Copy down all of the data underneath, exactly as shown.

- DATA:
★ ★ ★ ★ ★ ★ ★

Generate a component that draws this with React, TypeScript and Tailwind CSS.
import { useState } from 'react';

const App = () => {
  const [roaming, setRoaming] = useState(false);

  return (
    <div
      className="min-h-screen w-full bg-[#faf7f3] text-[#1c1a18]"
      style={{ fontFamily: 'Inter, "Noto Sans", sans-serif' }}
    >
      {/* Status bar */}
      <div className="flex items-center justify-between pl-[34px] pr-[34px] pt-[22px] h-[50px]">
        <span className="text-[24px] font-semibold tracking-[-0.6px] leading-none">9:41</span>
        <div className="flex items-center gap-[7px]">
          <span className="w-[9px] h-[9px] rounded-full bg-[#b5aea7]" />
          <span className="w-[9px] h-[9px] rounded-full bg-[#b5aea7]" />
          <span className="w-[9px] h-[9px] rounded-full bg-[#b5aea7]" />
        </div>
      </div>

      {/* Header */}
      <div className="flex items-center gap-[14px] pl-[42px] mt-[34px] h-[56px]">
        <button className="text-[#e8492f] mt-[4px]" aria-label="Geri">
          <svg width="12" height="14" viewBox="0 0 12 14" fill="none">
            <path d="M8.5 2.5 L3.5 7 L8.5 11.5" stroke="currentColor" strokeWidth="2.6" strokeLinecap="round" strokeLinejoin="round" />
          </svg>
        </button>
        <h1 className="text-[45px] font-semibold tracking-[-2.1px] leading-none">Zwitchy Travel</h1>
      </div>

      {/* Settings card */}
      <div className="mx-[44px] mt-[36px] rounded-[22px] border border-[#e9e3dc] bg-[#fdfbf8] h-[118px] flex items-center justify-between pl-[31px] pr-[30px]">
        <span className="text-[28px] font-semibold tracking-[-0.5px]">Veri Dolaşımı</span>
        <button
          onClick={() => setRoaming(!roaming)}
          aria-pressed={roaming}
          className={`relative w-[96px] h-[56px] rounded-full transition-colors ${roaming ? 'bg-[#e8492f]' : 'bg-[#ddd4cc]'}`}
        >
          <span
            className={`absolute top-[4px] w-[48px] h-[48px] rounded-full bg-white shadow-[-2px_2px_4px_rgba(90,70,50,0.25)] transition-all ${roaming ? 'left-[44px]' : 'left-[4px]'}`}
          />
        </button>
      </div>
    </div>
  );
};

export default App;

★ ★ ★ ★ ★ ★ ★

- RESULT FOR THIS TASK:
Generate a component that draws this with React, TypeScript and Tailwind CSS.
import { useState } from 'react';

const App = () => {
  const [roaming, setRoaming] = useState(false);

  return (
    <div
      className="min-h-screen w-full bg-[#faf7f3] text-[#1c1a18]"
      style={{ fontFamily: 'Inter, "Noto Sans", sans-serif' }}
    >
      {/* Status bar */}
      <div className="flex items-center justify-between pl-[34px] pr-[34px] pt-[22px] h-[50px]">
        <span className="text-[24px] font-semibold tracking-[-0.6px] leading-none">9:41</span>
        <div className="flex items-center gap-[7px]">
          <span className="w-[9px] h-[9px] rounded-full bg-[#b5aea7]" />
          <span className="w-[9px] h-[9px] rounded-full bg-[#b5aea7]" />
          <span className="w-[9px] h-[9px] rounded-full bg-[#b5aea7]" />
        </div>
      </div>

      {/* Header */}
      <div className="flex items-center gap-[14px] pl-[42px] mt-[34px] h-[56px]">
        <button className="text-[#e8492f] mt-[4px]" aria-label="Geri">
          <svg width="12" height="14" viewBox="0 0 12 14" fill="none">
            <path d="M8.5 2.5 L3.5 7 L8.5 11.5" stroke="currentColor" strokeWidth="2.6" strokeLinecap="round" strokeLinejoin="round" />
          </svg>
        </button>
        <h1 className="text-[45px] font-semibold tracking-[-2.1px] leading-none">Zwitchy Travel</h1>
      </div>

      {/* Settings card */}
      <div className="mx-[44px] mt-[36px] rounded-[22px] border border-[#e9e3dc] bg-[#fdfbf8] h-[118px] flex items-center justify-between pl-[31px] pr-[30px]">
        <span className="text-[28px] font-semibold tracking-[-0.5px]">Veri Dolaşımı</span>
        <button
          onClick={() => setRoaming(!roaming)}
          aria-pressed={roaming}
          className={`relative w-[96px] h-[56px] rounded-full transition-colors ${roaming ? 'bg-[#e8492f]' : 'bg-[#ddd4cc]'}`}
        >
          <span
            className={`absolute top-[4px] w-[48px] h-[48px] rounded-full bg-white shadow-[-2px_2px_4px_rgba(90,70,50,0.25)] transition-all ${roaming ? 'left-[44px]' : 'left-[4px]'}`}
          />
        </button>
      </div>
    </div>
  );
};

export default App;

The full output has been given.